Whatever good vibes were created by the seven runs they scored late Friday night didn’t show up this afternoon, despite Miami finding itself in a real pitching predicament. Only hours after using up seven relievers to win Friday night’s game, manager Clayton McCullough was going with a bullpen game.

That meant three pitching changes within the first three innings, from left-handed opener Cade Gibson to right-hander Ronny Henriquez to lefty Anthony Veneziano to right-handed bulk guy Janson Junk. The only real production the Nats came up with against that group came when they chose not to swing the bat.

A typically impatient lineup managed to show enough restraint to draw three walks in the bottom of the second, including back-to-back free passes from some of the unlikeliest batters in baseball. But Hassell finally drew his first walk in 72 major league plate appearances to load the bases, then Adams finally drew his first walk in his 51st plate appearance of the season to force in the Nats’ first run of the game.

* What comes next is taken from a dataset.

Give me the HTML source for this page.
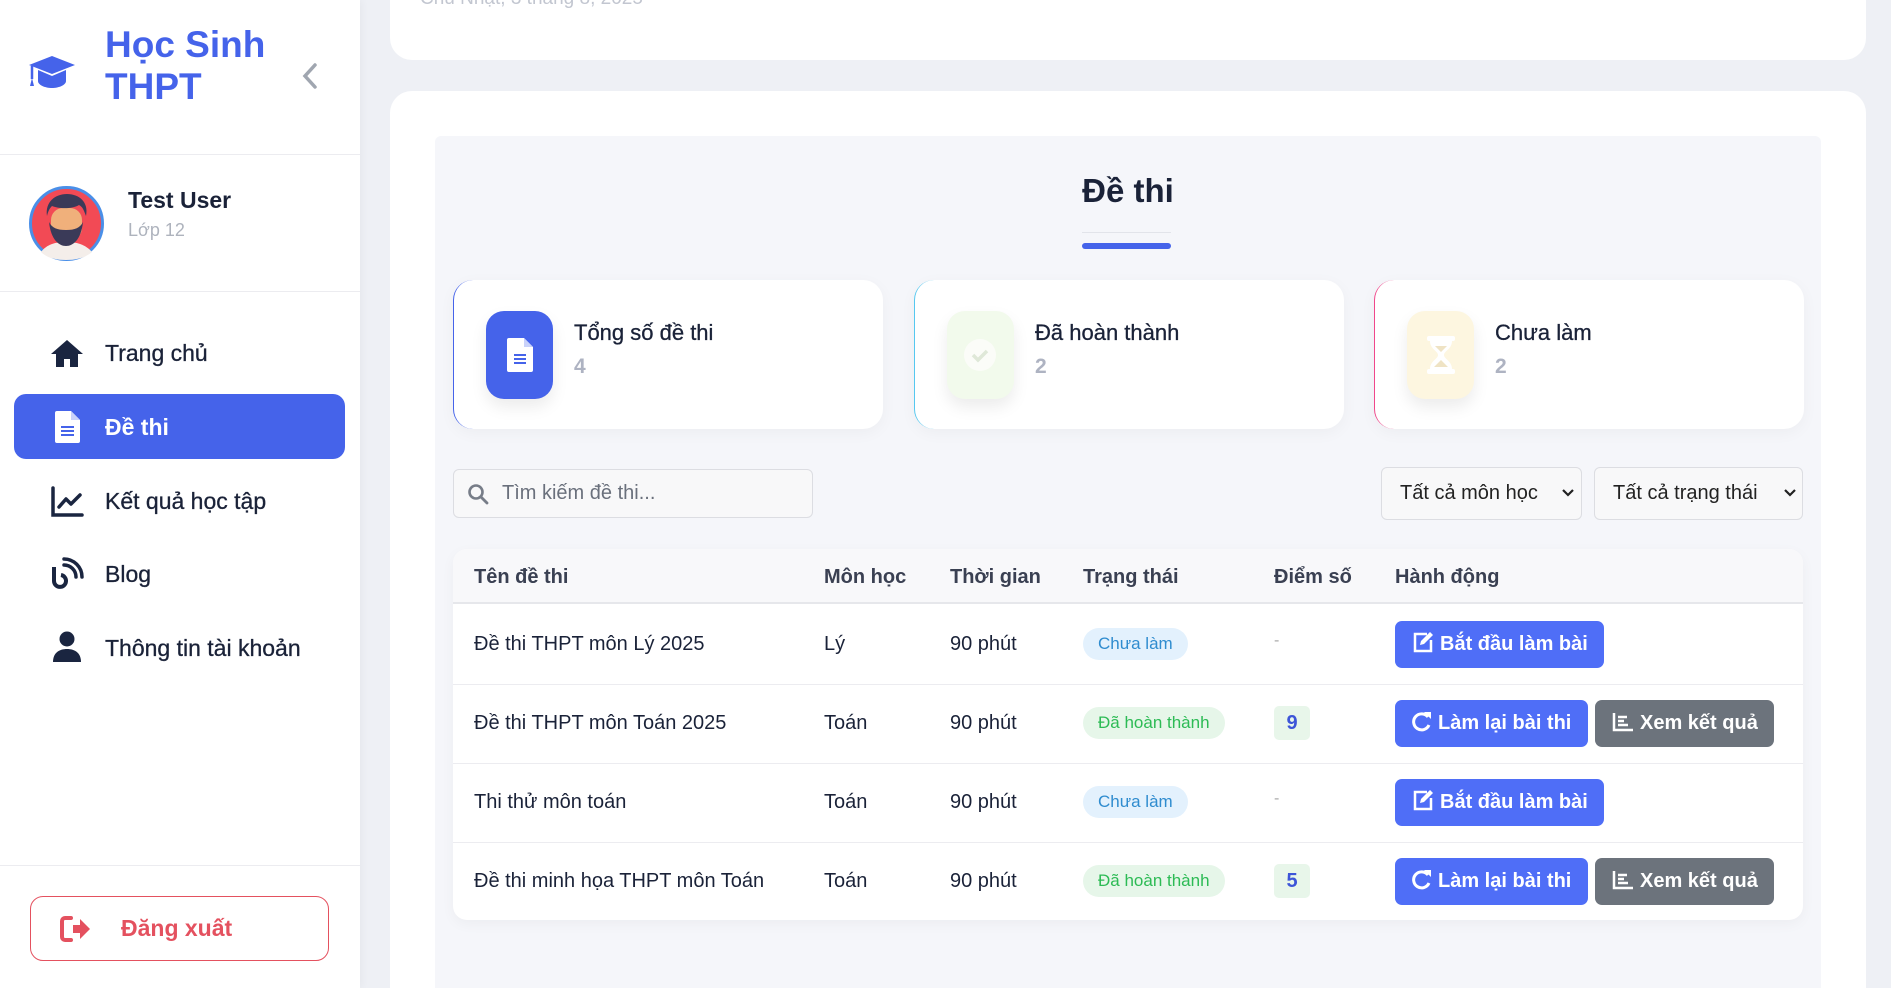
<!DOCTYPE html>
<html><head><meta charset="utf-8"><style>
*{box-sizing:border-box;margin:0;padding:0}
html,body{width:1891px;height:988px;overflow:hidden}
body{background:#eef0f5;font-family:"Liberation Sans",sans-serif;color:#1a2238;position:relative}
.a{position:absolute}
.side{left:0;top:0;width:360px;height:988px;background:#fff;box-shadow:2px 0 8px rgba(0,0,0,.04)}
.hr{left:0;width:360px;height:1px;background:#ececf0}
.nav{left:105px;font-size:23px;color:#1a2238;-webkit-text-stroke:0.3px #1a2238}
.ico{left:50px;width:34px;height:34px}
.card{background:#fff;border-radius:22px}
.stat{top:280px;height:149px;width:430px;background:#fff;border-radius:20px;box-shadow:0 4px 16px rgba(0,0,0,.04)}
.sbox{left:32px;top:31px;width:67px;height:88px;border-radius:18px;box-shadow:0 8px 16px rgba(0,0,0,.08)}
.stt{left:120px;top:40px;font-size:22px;-webkit-text-stroke:0.3px #1a2238}
.stv{left:120px;top:75px;font-size:21px;color:#aeb3c2;font-weight:600}
.th{top:566px;font-size:20px;font-weight:600;color:#3a4052}
.td{font-size:20px;color:#1a2238}
.row{left:453px;width:1350px;height:1px;background:#ececf0}
.badge{height:32px;border-radius:16px;font-size:17px;line-height:32px;padding:0 15px}
.bl{background:#e3f1fd;color:#2f8ccf}
.gr{background:#e6f6e9;color:#2dbb55}
.sc{width:36px;height:34px;background:#e8f6ea;color:#3d55d8;font-weight:700;font-size:20px;line-height:34px;text-align:center;border-radius:5px}
.btn{height:47px;border-radius:7px;color:#fff;font-size:20px;font-weight:600;line-height:47px;padding-left:17px;white-space:nowrap}
.bb{background:#4f6ef7}.bg{background:#6c737c}
.btn svg{vertical-align:-3px;margin-right:6px}
</style></head><body>
<div class="a side"></div>
<svg class="a" style="left:29px;top:56px" width="46" height="36" viewBox="0 0 46 36"><path d="M23 0L46 9 23 18 0 9z" fill="#4563ea"/><path d="M9 14v11c0 4 7 7 14 7s14-3 14-7V14l-14 6z" fill="#4563ea"/><path d="M3 10v13" stroke="#4563ea" stroke-width="2.5"/><path d="M1 30l2-8 2 8z" fill="#4563ea"/></svg>
<div class="a" style="left:105px;top:24px;font-size:37px;font-weight:700;color:#4563ea;line-height:42px">Học Sinh<br>THPT</div>
<svg class="a" style="left:301px;top:62px" width="18" height="28" viewBox="0 0 18 28"><path d="M14 3L4 14l10 11" stroke="#a0a6b0" stroke-width="3.5" fill="none" stroke-linecap="round"/></svg>
<div class="a hr" style="top:154px"></div>
<svg class="a" style="left:29px;top:186px" width="75" height="75" viewBox="0 0 75 75"><circle cx="37.5" cy="37.5" r="36" fill="#f24a55" stroke="#4a8fe8" stroke-width="3"/><path d="M12 66c6-8 15-10 25-10s19 2 26 10c-7 6-16 8-26 8s-19-2-25-8z" fill="#f4eeea"/><rect x="22" y="22" width="31" height="32" rx="12" fill="#f0b07b"/><path d="M20 36c2 18 10 24 17 24s15-6 17-24c-3 6-8 8-17 8s-14-2-17-8z" fill="#3a3a58"/><path d="M18 30c-2-14 8-22 20-22s22 8 19 22c-2-5-3-9-7-11-6 4-20 4-27 1-3 3-4 6-5 10z" fill="#3a3a58"/></svg>
<div class="a" style="left:128px;top:187px;font-size:23px;font-weight:700">Test User</div>
<div class="a" style="left:128px;top:220px;font-size:18px;color:#aeb3bd">Lớp 12</div>
<div class="a hr" style="top:291px"></div>
<svg class="a ico" style="top:337px" viewBox="0 0 34 34"><path d="M17 3L1 17h5v13h8v-8h6v8h8V17h5z" fill="#1a2540"/></svg>
<div class="a nav" style="top:340px">Trang chủ</div>
<div class="a" style="left:14px;top:394px;width:331px;height:65px;background:#4563ea;border-radius:12px"></div>
<svg class="a" style="left:55px;top:411px" width="25" height="32" viewBox="0 0 25 32"><path d="M2 0h14l9 9v21a2 2 0 0 1-2 2H2a2 2 0 0 1-2-2V2a2 2 0 0 1 2-2z" fill="#fff"/><path d="M16 0v9h9" fill="#c9d2fa"/><path d="M6 16h13M6 20h13M6 24h13" stroke="#4563ea" stroke-width="2"/></svg>
<div class="a nav" style="top:414px;color:#fff;font-weight:700;-webkit-text-stroke:0">Đề thi</div>
<svg class="a ico" style="top:485px" viewBox="0 0 34 34"><path d="M3 3v27h29" stroke="#1a2540" stroke-width="3.5" fill="none" stroke-linecap="round"/><path d="M9 22l7-8 5 5 9-9" stroke="#1a2540" stroke-width="3.5" fill="none" stroke-linecap="round" stroke-linejoin="round"/></svg>
<div class="a nav" style="top:488px">Kết quả học tập</div>
<svg class="a ico" style="top:557px" viewBox="0 0 34 34"><path d="M4 10v14a6 6 0 1 0 7-6" stroke="#1a2540" stroke-width="4" fill="none"/><path d="M14 8a12 12 0 0 1 12 12M14 2a18 18 0 0 1 18 18" stroke="#1a2540" stroke-width="3.5" fill="none" stroke-linecap="round"/></svg>
<div class="a nav" style="top:561px">Blog</div>
<svg class="a ico" style="top:630px" viewBox="0 0 34 34"><circle cx="17" cy="9" r="7.5" fill="#1a2540"/><path d="M3 32c0-9 6-13 14-13s14 4 14 13z" fill="#1a2540"/></svg>
<div class="a nav" style="top:635px">Thông tin tài khoản</div>
<div class="a hr" style="top:865px"></div>
<div class="a" style="left:30px;top:896px;width:299px;height:65px;border:1.5px solid #e4515f;border-radius:13px"></div>
<svg class="a" style="left:60px;top:916px" width="32" height="26" viewBox="0 0 32 26"><path d="M11 2H5a3 3 0 0 0-3 3v16a3 3 0 0 0 3 3h6" stroke="#e4515f" stroke-width="4" fill="none" stroke-linecap="round"/><path d="M13 9h7V3l10 10-10 10v-6h-7z" fill="#e4515f"/></svg>
<div class="a" style="left:121px;top:915px;font-size:23px;font-weight:600;color:#e4515f">Đăng xuất</div>

<div class="a card" style="left:390px;top:-30px;width:1476px;height:90px"></div>
<div class="a" style="left:420px;top:-12px;font-size:19px;color:#c2c6d0">Chủ Nhật, 3 tháng 8, 2025</div>
<div class="a card" style="left:390px;top:91px;width:1476px;height:897px;border-radius:22px 22px 0 0"></div>
<div class="a" style="left:435px;top:136px;width:1386px;height:852px;background:#f5f6fa;border-radius:6px 6px 0 0"></div>
<div class="a" style="left:0;top:172px;width:2256px;text-align:center;font-size:33px;font-weight:700">Đề thi</div>
<div class="a" style="left:1082px;top:232px;width:89px;height:1px;background:#e2e4ea"></div>
<div class="a" style="left:1082px;top:243px;width:89px;height:6px;border-radius:3px;background:#4563ea"></div>

<div class="a stat" style="left:453px;border-left:1.5px solid #4563ea">
<div class="a sbox" style="background:#4563ea"><svg class="a" style="left:21px;top:27px" width="26" height="34" viewBox="0 0 26 34"><path d="M2 0h15l9 9v23a2 2 0 0 1-2 2H2a2 2 0 0 1-2-2V2a2 2 0 0 1 2-2z" fill="#fff"/><path d="M17 0v9h9" fill="#c9d2fa"/><path d="M7 17h12M7 21h12M7 25h12" stroke="#4563ea" stroke-width="2"/></svg></div>
<div class="a stt">Tổng số đề thi</div><div class="a stv">4</div></div>
<div class="a stat" style="left:914px;border-left:1.5px solid #56c8f0">
<div class="a sbox" style="background:#f2faec"><svg class="a" style="left:15px;top:26px" width="36" height="36" viewBox="0 0 36 36"><circle cx="18" cy="18" r="16" fill="#fbfcf8"/><path d="M11 18l5 5 9-9" stroke="#dfe8d8" stroke-width="3.5" fill="none"/></svg></div>
<div class="a stt">Đã hoàn thành</div><div class="a stv">2</div></div>
<div class="a stat" style="left:1374px;border-left:1.5px solid #f0478a">
<div class="a sbox" style="background:#fdf6e0"><svg class="a" style="left:19px;top:24px" width="30" height="40" viewBox="0 0 30 40"><rect x="1" y="1" width="28" height="5" rx="2" fill="#fff"/><rect x="1" y="34" width="28" height="5" rx="2" fill="#fff"/><path d="M4 6h22c0 8-8 10-8 14s8 6 8 14H4c0-8 8-10 8-14S4 14 4 6z" fill="#fff"/><path d="M9 11h12l-6 6zM15 25l7 7H8z" fill="#efe3c4"/></svg></div>
<div class="a stt">Chưa làm</div><div class="a stv">2</div></div>

<div class="a" style="left:453px;top:469px;width:360px;height:49px;background:#f8f8f9;border:1px solid #dcdde2;border-radius:6px"></div>
<svg class="a" style="left:467px;top:483px" width="22" height="22" viewBox="0 0 22 22"><circle cx="9" cy="9" r="6.5" stroke="#777d88" stroke-width="2.6" fill="none"/><path d="M14 14l6 6" stroke="#777d88" stroke-width="2.8" stroke-linecap="round"/></svg>
<div class="a" style="left:502px;top:482px;font-size:20px;color:#6a707c">Tìm kiếm đề thi...</div>
<div class="a" style="left:1381px;top:467px;width:201px;height:53px;background:#f8f8f9;border:1px solid #dcdde2;border-radius:6px;font-size:20px;line-height:51px;padding-left:18px;color:#222">Tất cả môn học</div>
<div class="a" style="left:1594px;top:467px;width:209px;height:53px;background:#f8f8f9;border:1px solid #dcdde2;border-radius:6px;font-size:20px;line-height:51px;padding-left:18px;color:#222">Tất cả trạng thái</div>
<svg class="a" style="left:1561px;top:488px" width="14" height="10" viewBox="0 0 14 10"><path d="M2 2l5 5 5-5" stroke="#222" stroke-width="2.2" fill="none"/></svg>
<svg class="a" style="left:1783px;top:488px" width="14" height="10" viewBox="0 0 14 10"><path d="M2 2l5 5 5-5" stroke="#222" stroke-width="2.2" fill="none"/></svg>

<div class="a" style="left:453px;top:549px;width:1350px;height:371px;background:#fff;border-radius:14px;box-shadow:0 4px 14px rgba(0,0,0,.04)"></div>
<div class="a" style="left:453px;top:549px;width:1350px;height:55px;background:#f8f8fa;border-radius:14px 14px 0 0;border-bottom:2px solid #e6e7eb"></div>
<div class="a th" style="left:474px">Tên đề thi</div>
<div class="a th" style="left:824px">Môn học</div>
<div class="a th" style="left:950px">Thời gian</div>
<div class="a th" style="left:1083px">Trạng thái</div>
<div class="a th" style="left:1274px">Điểm số</div>
<div class="a th" style="left:1395px">Hành động</div>
<div class="a row" style="top:684px"></div><div class="a row" style="top:763px"></div><div class="a row" style="top:842px"></div>

<div class="a td" style="left:474px;top:633px">Đề thi THPT môn Lý 2025</div>
<div class="a td" style="left:824px;top:633px">Lý</div>
<div class="a td" style="left:950px;top:633px">90 phút</div>
<div class="a badge bl" style="left:1083px;top:628px">Chưa làm</div>
<div class="a" style="left:1274px;top:632px;color:#aaa">-</div>
<div class="a btn bb" style="left:1395px;top:621px;width:209px"><svg width="22" height="22" viewBox="0 0 22 22"><path d="M15 3H3v17h16V9" stroke="#fff" stroke-width="2.5" fill="none"/><path d="M18 1l3 3-9 9-4 1 1-4z" fill="#fff"/></svg>Bắt đầu làm bài</div>

<div class="a td" style="left:474px;top:712px">Đề thi THPT môn Toán 2025</div>
<div class="a td" style="left:824px;top:712px">Toán</div>
<div class="a td" style="left:950px;top:712px">90 phút</div>
<div class="a badge gr" style="left:1083px;top:707px">Đã hoàn thành</div>
<div class="a sc" style="left:1274px;top:706px">9</div>
<div class="a btn bb" style="left:1395px;top:700px;width:193px"><svg width="20" height="22" viewBox="0 0 20 22"><path d="M16 7a8 8 0 1 0 1 8" stroke="#fff" stroke-width="3" fill="none"/><path d="M12 2h7v7z" fill="#fff"/></svg>Làm lại bài thi</div>
<div class="a btn bg" style="left:1595px;top:700px;width:179px"><svg width="22" height="20" viewBox="0 0 22 20"><path d="M2 1v17h19" stroke="#fff" stroke-width="2.5" fill="none"/><path d="M6 5h9M6 9h6M6 13h10" stroke="#fff" stroke-width="2.5"/></svg>Xem kết quả</div>

<div class="a td" style="left:474px;top:791px">Thi thử môn toán</div>
<div class="a td" style="left:824px;top:791px">Toán</div>
<div class="a td" style="left:950px;top:791px">90 phút</div>
<div class="a badge bl" style="left:1083px;top:786px">Chưa làm</div>
<div class="a" style="left:1274px;top:790px;color:#aaa">-</div>
<div class="a btn bb" style="left:1395px;top:779px;width:209px"><svg width="22" height="22" viewBox="0 0 22 22"><path d="M15 3H3v17h16V9" stroke="#fff" stroke-width="2.5" fill="none"/><path d="M18 1l3 3-9 9-4 1 1-4z" fill="#fff"/></svg>Bắt đầu làm bài</div>

<div class="a td" style="left:474px;top:870px">Đề thi minh họa THPT môn Toán</div>
<div class="a td" style="left:824px;top:870px">Toán</div>
<div class="a td" style="left:950px;top:870px">90 phút</div>
<div class="a badge gr" style="left:1083px;top:865px">Đã hoàn thành</div>
<div class="a sc" style="left:1274px;top:864px">5</div>
<div class="a btn bb" style="left:1395px;top:858px;width:193px"><svg width="20" height="22" viewBox="0 0 20 22"><path d="M16 7a8 8 0 1 0 1 8" stroke="#fff" stroke-width="3" fill="none"/><path d="M12 2h7v7z" fill="#fff"/></svg>Làm lại bài thi</div>
<div class="a btn bg" style="left:1595px;top:858px;width:179px"><svg width="22" height="20" viewBox="0 0 22 20"><path d="M2 1v17h19" stroke="#fff" stroke-width="2.5" fill="none"/><path d="M6 5h9M6 9h6M6 13h10" stroke="#fff" stroke-width="2.5"/></svg>Xem kết quả</div>
</body></html>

That would be their only run against those relievers, who dominated so long as they kept the ball close enough to the strike zone to induce swings. Junk, in particular, cruised along, tossing 3 2/3 perfect innings on a scant 33 pitches before finally surrendering one hit (a single) in the seventh. He wound up going 5 2/3 innings of scoreless ball on 64 pitches before handing it over to Bender for what turned into a dramatic – but ultimately unfulfilling – bottom of the ninth.

"Baseball's a funny game," Bell said. "It's not always going to come all at once. But when it does come, you want to capitalize. And we were just a little bit short today."